Zeus is the Greek King of the Gods, and a god of storms, thunder, sky, and family. In Rome he was known as Jupiter. An Etruscan counterpart was Tinia.
Zeus, as a main god, has main attributes. As a man, he is shown as a middle-aged bearded man and tended to be painted or sculpted as preparing to throw a lightning bolt. When not shown like this, he is shown as being seated in majesty, as a king. Zeus takes on other forms as well, and in his stories he has taken on the forms of animals sacred to him and which were attributes of Zeus: the bull (rape of Europa), swan, (seduction of Leda), and the eagle (abduction of Ganymede). Oak trees, sometimes known as the king trees of the forests, were sacred to Zeus as well.
There are so many stories relating to Zeus that it would be impossible to list them all here in this one post. He is the son of Cronos and Rhea, the brother of Hades, Poseidon, Hera, Hestia, and Demeter, the husband of Hera, and the lover to many women (and some men). His children include: Aphrodite (this is debatable depending on the story), Athena, Apollo, Artemis, Hebe, Hephaestus (also debatable), Ares, Hermes, Persephone, Dionysus, Hercules, Perseus, Helen of Troy, Minos, and the Muses.
His more important stories are his birth and rise to power by defeating his father Cronos and the Titans. Cronos knew that he was destined to be overthrown by his son and his children would rise up and defeat him in the same way that he had defeated his own father, Ouranos. So Cronos swallowed all the children he had with Rhea as soon as they were born. But Rhea was tired and sick with grief by the time Cronos swallowed thir fifth child. She sought out Gaia and asked her aid. The two devised a scheme to keep the next child safe. Thea gave birth to the child in a cave in Crete, and there he was hidden and raised while Rhea gave Cronos a rock wrapped in swaddling clohes to swallow, which he did.
The stories vary at this point when Zeus is an infant. Some say that he was raised in the cave by Gaia; others say he was raised by a goat named Amalthea and guarded by lesser gods known as Kouretes, who danced and shouted and banged their shields so Cronos wouldn’t hear the baby. Still another version says Zeus was raised by nymphs. Regardless of the version, he survived his infancy and grew strong into a young god.

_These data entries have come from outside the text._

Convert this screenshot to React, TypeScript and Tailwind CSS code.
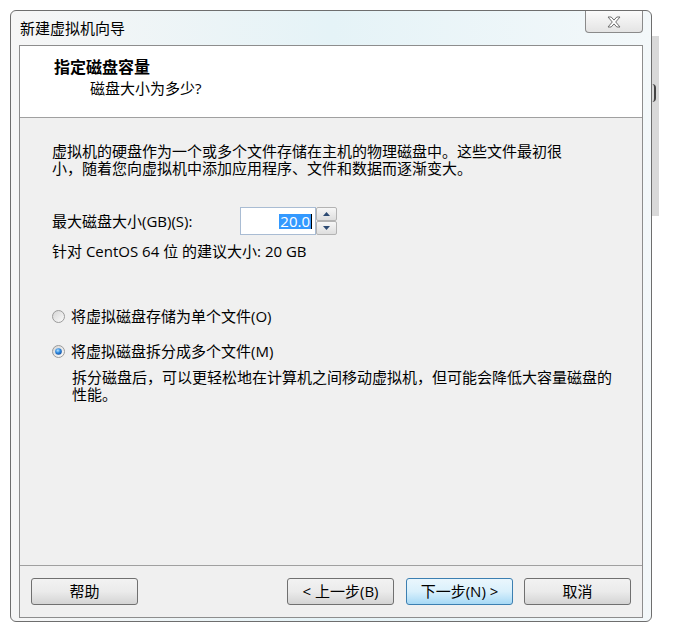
import React from "react";

const font = "font-['Open_Sans','Noto_Sans_CJK_SC','Microsoft_YaHei',sans-serif]";

function CloseGlyph() {
  return (
    <svg width="14" height="12" viewBox="0 0 14 12">
      <polygon
        points="1,1 4.2,1 7,4.1 9.8,1 13,1 8.7,6 13,11 9.8,11 7,7.9 4.2,11 1,11 5.3,6"
        fill="#ffffff"
        stroke="#6f6f6f"
        strokeWidth="1"
        strokeLinejoin="round"
      />
    </svg>
  );
}

function Radio({ checked }: { checked?: boolean }) {
  return (
    <svg width="13" height="13" viewBox="0 0 13 13" className="shrink-0">
      <defs>
        <linearGradient id="ring" x1="0" y1="0" x2="1" y2="1">
          <stop offset="0" stopColor="#d4d4d4" />
          <stop offset="1" stopColor="#fdfdfd" />
        </linearGradient>
        <radialGradient id="dot" cx="0.4" cy="0.35" r="0.7">
          <stop offset="0" stopColor="#b9e4ff" />
          <stop offset="0.5" stopColor="#2f8ae0" />
          <stop offset="1" stopColor="#16509f" />
        </radialGradient>
      </defs>
      <circle cx="6.5" cy="6.5" r="6" fill="url(#ring)" stroke="#9a9a9a" />
      {checked && <circle cx="6.5" cy="6.5" r="3.3" fill="url(#dot)" />}
    </svg>
  );
}

function SpinHalf({ up }: { up?: boolean }) {
  return (
    <div className="h-[14px] w-[21px] border border-[#b3b3b3] bg-gradient-to-b from-[#f7f7f7] to-[#dedede] flex items-center justify-center rounded-[2px]">
      <svg width="7" height="4" viewBox="0 0 7 4">
        <polygon points={up ? "0,4 7,4 3.5,0" : "0,0 7,0 3.5,4"} fill="#2c4a72" />
      </svg>
    </div>
  );
}

function WinButton({ children, primary }: { children: React.ReactNode; primary?: boolean }) {
  return (
    <button
      className={
        primary
          ? "w-[107px] h-[27px] rounded-[3px] border border-[#3c7fb1] bg-gradient-to-b from-[#eaf6fd] via-[#d9f0fc] to-[#a7d9f5] text-[15px] text-black leading-none"
          : "w-[107px] h-[27px] rounded-[3px] border border-[#707070] bg-gradient-to-b from-[#f2f2f2] via-[#ebebeb] to-[#d4d4d4] text-[15px] text-black leading-none"
      }
    >
      {children}
    </button>
  );
}

export default function App() {
  return (
    <div className={`relative w-[685px] h-[633px] bg-white overflow-hidden ${font} text-black`}>
      {/* desktop bit showing behind the window */}
      <div className="absolute left-[651px] top-[36px] w-[8px] h-[180px] bg-[#d9d9d9]">
        <div className="mt-[48px] ml-[1px] w-[4px] h-[18px] rounded-r-full border-r-2 border-[#444]" />
      </div>

      <div className="pt-[10px] pl-[10px]">
        <div className="relative w-[642px] h-[612px] rounded-[6px] border border-[#6e6e6e] bg-gradient-to-r from-[#f6f6f6] via-[#e5f3f7] to-[#f3f8fa] flex flex-col px-[8px]">
          {/* title bar */}
          <div className="h-[34px] flex justify-between items-start">
            <div className="pt-[7px] pl-[1px] text-[15px] leading-[20px]">新建虚拟机向导</div>
            <div className="w-[58px] h-[22px] border border-t-0 border-[#8a8a8a] rounded-b-[4px] bg-gradient-to-b from-[#fbfbfb] to-[#e4e4e4] flex items-center justify-center">
              <CloseGlyph />
            </div>
          </div>

          {/* client area */}
          <div className="w-[624px] h-[573px] border border-[#8d8d8d] flex flex-col">
            <div className="h-[72px] bg-white border-b border-[#a0a0a0] pt-[11px] pl-[34px]">
              <div className="text-[16px] font-bold leading-[20px]">指定磁盘容量</div>
              <div className="pl-[36px] text-[15px] leading-[20px] mt-[1px]">磁盘大小为多少?</div>
            </div>

            <div className="flex-1 bg-[#f0f0f0] pl-[32px] pt-[25px] text-[15px]">
              <p className="leading-[17px] whitespace-nowrap">
                虚拟机的硬盘作为一个或多个文件存储在主机的物理磁盘中。这些文件最初很
                <br />
                小，随着您向虚拟机中添加应用程序、文件和数据而逐渐变大。
              </p>

              <div className="mt-[30px] flex items-center h-[28px]">
                <div className="w-[188px] leading-[17px]">最大磁盘大小(GB)(S):</div>
                <div className="w-[76px] h-[28px] border border-[#a9bcd3] bg-white flex items-center justify-end pr-[3px]">
                  <span className="bg-[#3399ff] text-white leading-[15px] px-[1px]">20.0</span>
                  <span className="w-[1px] h-[15px] bg-black" />
                </div>
                <div className="flex flex-col">
                  <SpinHalf up />
                  <SpinHalf />
                </div>
              </div>

              <div className="mt-[8px] leading-[17px]">针对 CentOS 64 位 的建议大小: 20 GB</div>

              <div className="mt-[48px] flex items-center gap-[6px] h-[17px]">
                <Radio />
                <span className="leading-[17px]">将虚拟磁盘存储为单个文件(O)</span>
              </div>

              <div className="mt-[18px] flex items-center gap-[6px] h-[17px]">
                <Radio checked />
                <span className="leading-[17px]">将虚拟磁盘拆分成多个文件(M)</span>
              </div>

              <p className="mt-[9px] pl-[20px] leading-[17px] whitespace-nowrap">
                拆分磁盘后，可以更轻松地在计算机之间移动虚拟机，但可能会降低大容量磁盘的
                <br />
                性能。
              </p>
            </div>

            <div className="h-[52px] border-t border-[#a0a0a0] bg-[#f0f0f0] flex justify-between items-start pt-[12px] px-[11px]">
              <WinButton>帮助</WinButton>
              <div className="flex gap-[12px]">
                <WinButton>&lt; 上一步(B)</WinButton>
                <WinButton primary>下一步(N) &gt;</WinButton>
                <div className="ml-[-1px]">
                  <WinButton>取消</WinButton>
                </div>
              </div>
            </div>
          </div>
        </div>
      </div>
    </div>
  );
}
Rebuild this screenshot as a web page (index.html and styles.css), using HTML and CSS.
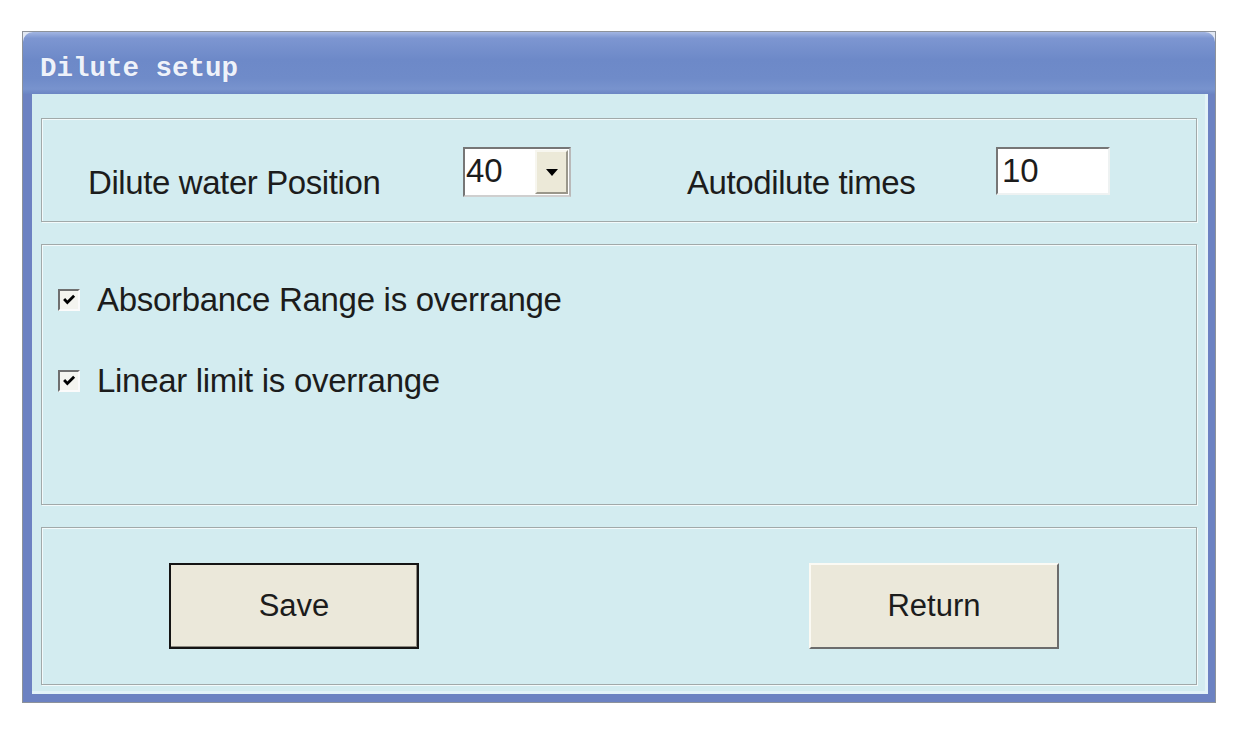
FILE: index.html
```html
<!DOCTYPE html>
<html lang="en">
<head>
  <meta charset="UTF-8" />
  <title>Dilute setup</title>
  <link rel="stylesheet" href="styles.css">
</head>
<body>
  <div class="window">
    <div class="titlebar">
      <span class="title">Dilute setup</span>
    </div>
    <div class="frame">
      <div class="client">
        <div class="group group-params">
          <label class="field-label label-pos" for="water-pos">Dilute water Position</label>
          <div class="combo" id="water-pos">
            <span class="combo-value">40</span>
            <span class="combo-btn"><span class="arrow"></span></span>
          </div>
          <label class="field-label label-times" for="times">Autodilute times</label>
          <input class="textbox" id="times" type="text" value="10" />
        </div>

        <div class="group group-checks">
          <label class="check-row">
            <span class="checkbox">
              <svg viewBox="0 0 12 12" width="14" height="14"><polyline points="1.8,5.2 4.6,8.2 10.4,2.4" /></svg>
            </span>
            Absorbance Range is overrange
          </label>
          <label class="check-row">
            <span class="checkbox">
              <svg viewBox="0 0 12 12" width="14" height="14"><polyline points="1.8,5.2 4.6,8.2 10.4,2.4" /></svg>
            </span>
            Linear limit is overrange
          </label>
        </div>

        <div class="group group-buttons">
          <button type="button" class="btn btn-default">Save</button>
          <button type="button" class="btn">Return</button>
        </div>
      </div>
    </div>
  </div>
</body>
</html>
```

FILE: styles.css
```css
body {
  margin: 0;
  background: #fff;
  font-family: "Liberation Sans", Arial, sans-serif;
  color: #1c1c1c;
}

.window {
  margin: 31px 0 0 22px;
  width: 1194px;
  height: 672px;
  box-sizing: border-box;
  border: 1px solid #8d929a;
  background: #e1e7f3;
  display: flex;
  flex-direction: column;
}

.titlebar {
  height: 62px;
  box-sizing: border-box;
  padding: 22px 0 0 17px;
  border-radius: 10px 10px 0 0;
  background: linear-gradient(to bottom, #a2b5e2 0%, #7d96d1 10%, #6d89c8 45%, #6f8bc9 75%, #7893ce 92%, #6b85c3 100%);
}

.title {
  font-family: "Liberation Mono", "Courier New", monospace;
  font-weight: bold;
  font-size: 27.5px;
  line-height: 30px;
  color: #eef2fa;
  text-shadow: 0 0 1px #5d77b5;
}

.frame {
  flex: 1;
  display: flex;
  background: #6c82c2;
  padding: 0 7px 8px 9px;
}

.client {
  flex: 1;
  display: flex;
  flex-direction: column;
  gap: 22px;
  background: #d3ecf0;
  border-right: 3px solid #e3f3f8;
  border-bottom: 3px solid #e3f3f8;
  padding: 24px 8px 6px 9px;
}

.group {
  box-sizing: border-box;
  border: 1px solid #a1a9a9;
  box-shadow: inset 1px 1px 0 #f3fafb, 1px 1px 0 #f3fafb;
}

/* top row */
.group-params {
  height: 104px;
  display: flex;
  align-items: flex-start;
  padding: 28px 0 0 46px;
}

.field-label {
  font-size: 33px;
  line-height: 38px;
  letter-spacing: -0.4px;
  margin-top: 17px;
}

.label-pos {
  width: 375px;
}

.label-times {
  width: 309px;
  margin-left: 116px;
}

.combo {
  width: 108px;
  height: 50px;
  box-sizing: border-box;
  display: flex;
  background: #fff;
  border: 2px solid;
  border-color: #767676 #b9b9b9 #cfcfcf #767676;
}

.combo-value {
  flex: 1;
  font-size: 33px;
  line-height: 44px;
  padding-left: 1px;
}

.combo-btn {
  width: 33px;
  margin: 1px 1px 1px 0;
  box-sizing: border-box;
  background: #ece9d8;
  border: 2px solid;
  border-color: #f7f6ef #9a978b #9a978b #f7f6ef;
  display: flex;
  align-items: center;
  justify-content: center;
}

.arrow {
  width: 0;
  height: 0;
  border-left: 6px solid transparent;
  border-right: 6px solid transparent;
  border-top: 7px solid #000;
}

.textbox {
  width: 114px;
  height: 48px;
  box-sizing: border-box;
  margin: 0;
  padding: 0 0 0 4px;
  font-family: "Liberation Sans", Arial, sans-serif;
  font-size: 33px;
  color: #1c1c1c;
  background: #fff;
  border: 2px solid;
  border-color: #767676 #eef2f2 #eef2f2 #767676;
  outline: none;
}

/* check boxes */
.group-checks {
  height: 261px;
  display: flex;
  flex-direction: column;
  gap: 43px;
  padding: 36px 0 0 16px;
}

.check-row {
  display: flex;
  align-items: center;
  font-size: 33px;
  line-height: 38px;
  letter-spacing: -0.3px;
}

.checkbox {
  width: 22px;
  height: 22px;
  box-sizing: border-box;
  margin-right: 17px;
  background: #f4f4ef;
  border: 2px solid;
  border-color: #6f6f6f #fbfbfb #fbfbfb #6f6f6f;
  display: flex;
  align-items: center;
  justify-content: center;
}

.checkbox polyline {
  fill: none;
  stroke: #000;
  stroke-width: 2.4;
}

/* buttons */
.group-buttons {
  height: 158px;
  display: flex;
  align-items: center;
  gap: 390px;
  padding-left: 127px;
}

.btn {
  width: 250px;
  height: 86px;
  font-family: "Liberation Sans", Arial, sans-serif;
  font-size: 31px;
  color: #1c1c1c;
  background: #ebe8da;
  border: 2px solid;
  border-color: #fbfaf4 #6c6c6c #6c6c6c #fbfaf4;
  padding: 0;
}

.btn-default {
  border: 2px solid #141414;
  box-shadow: inset -1px -1px 0 #8d8a80;
}
```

Once he was grown, Zeus confronted Cronos and forced him to regurgitate the children, in reverse order: first the stone, then the others. In another version, Zeus cut Cronos’ stomach open, but the first version is the most popular. Then Zeus raised an army by joining with his siblings and releasing Cronos’ siblings from Tartarus: the Cyclopes, the Hacatonchires (Hundred-Handed), and the Gigantes. In thanks, the Cyclopes gave Zeus the thunder and the lightning bolt. Zeus and his army defeated Cronos and the Titans and threw them into Tartarus. Zeus was then the king of the gods and father of men, and he shared the world with his brothers, Poseidon and Hades, by drawing lots to decide each brother’s domain.
Other popular myths include: condemnation of Tatalus to eternal thirst and hunger in Tartarus for tricking the gods into eating human flesh, which was the flesh of Tantalus’ own son; condemnation of Ixion to be strapped to a burning wheel for eternity for attempting to violate Hera; the seduction of Leda while in the shape of a swan and the birth of her four children Helen, Polydeuces, Castor, and Clytemnestra; the rape of Europa while he seduced and abducted her in the form of a white bull and carried her away over the seas; and his punishment of Prometheus, who was chained to a rock and had his liver eaten every day by an eagle until Hercules freed him, for giving fire to mortals.
Zeus is a multi-faceted god, but this is a good thing because he has such great personality. On the positive side, he helped to overthrow an unjust system–Cronos was hardly a wise or just ruler. Zeus maintained more of an even hand when faced with questions of justice or rulership, though not without his boughts of rashness and jealousy. An example is his treatment of Tantalus, who not only murdered and butchered his own son but then served up his son as dinner to the gods. Zeus granted Tantalus an eternal punishment for such a heinous crime not only by mortal standards but also divine standards of morality. To a certain extent he can be a protector–he has protected men from other gods or from other men, and he did protect and avenge his Wife when Ixion attempted to rape her. He can be a kind god, as he does give aid to a certain few, but his kindness is tempered by his role as King of god and Father of men.
Zeus is actually a very human god. He has a number of admirable traits, such as kindness, honor, justice, etc., but he also has a number of faults: lust, jealousy, trickery, anger/rage, and a desire to not be caught when he knows he does wrong. Also, a number of his mistresses were not treated well in the end–some were turned into constellations or animals or trees, and some even died because they became involved with a god (some against their will) with a jealous wife.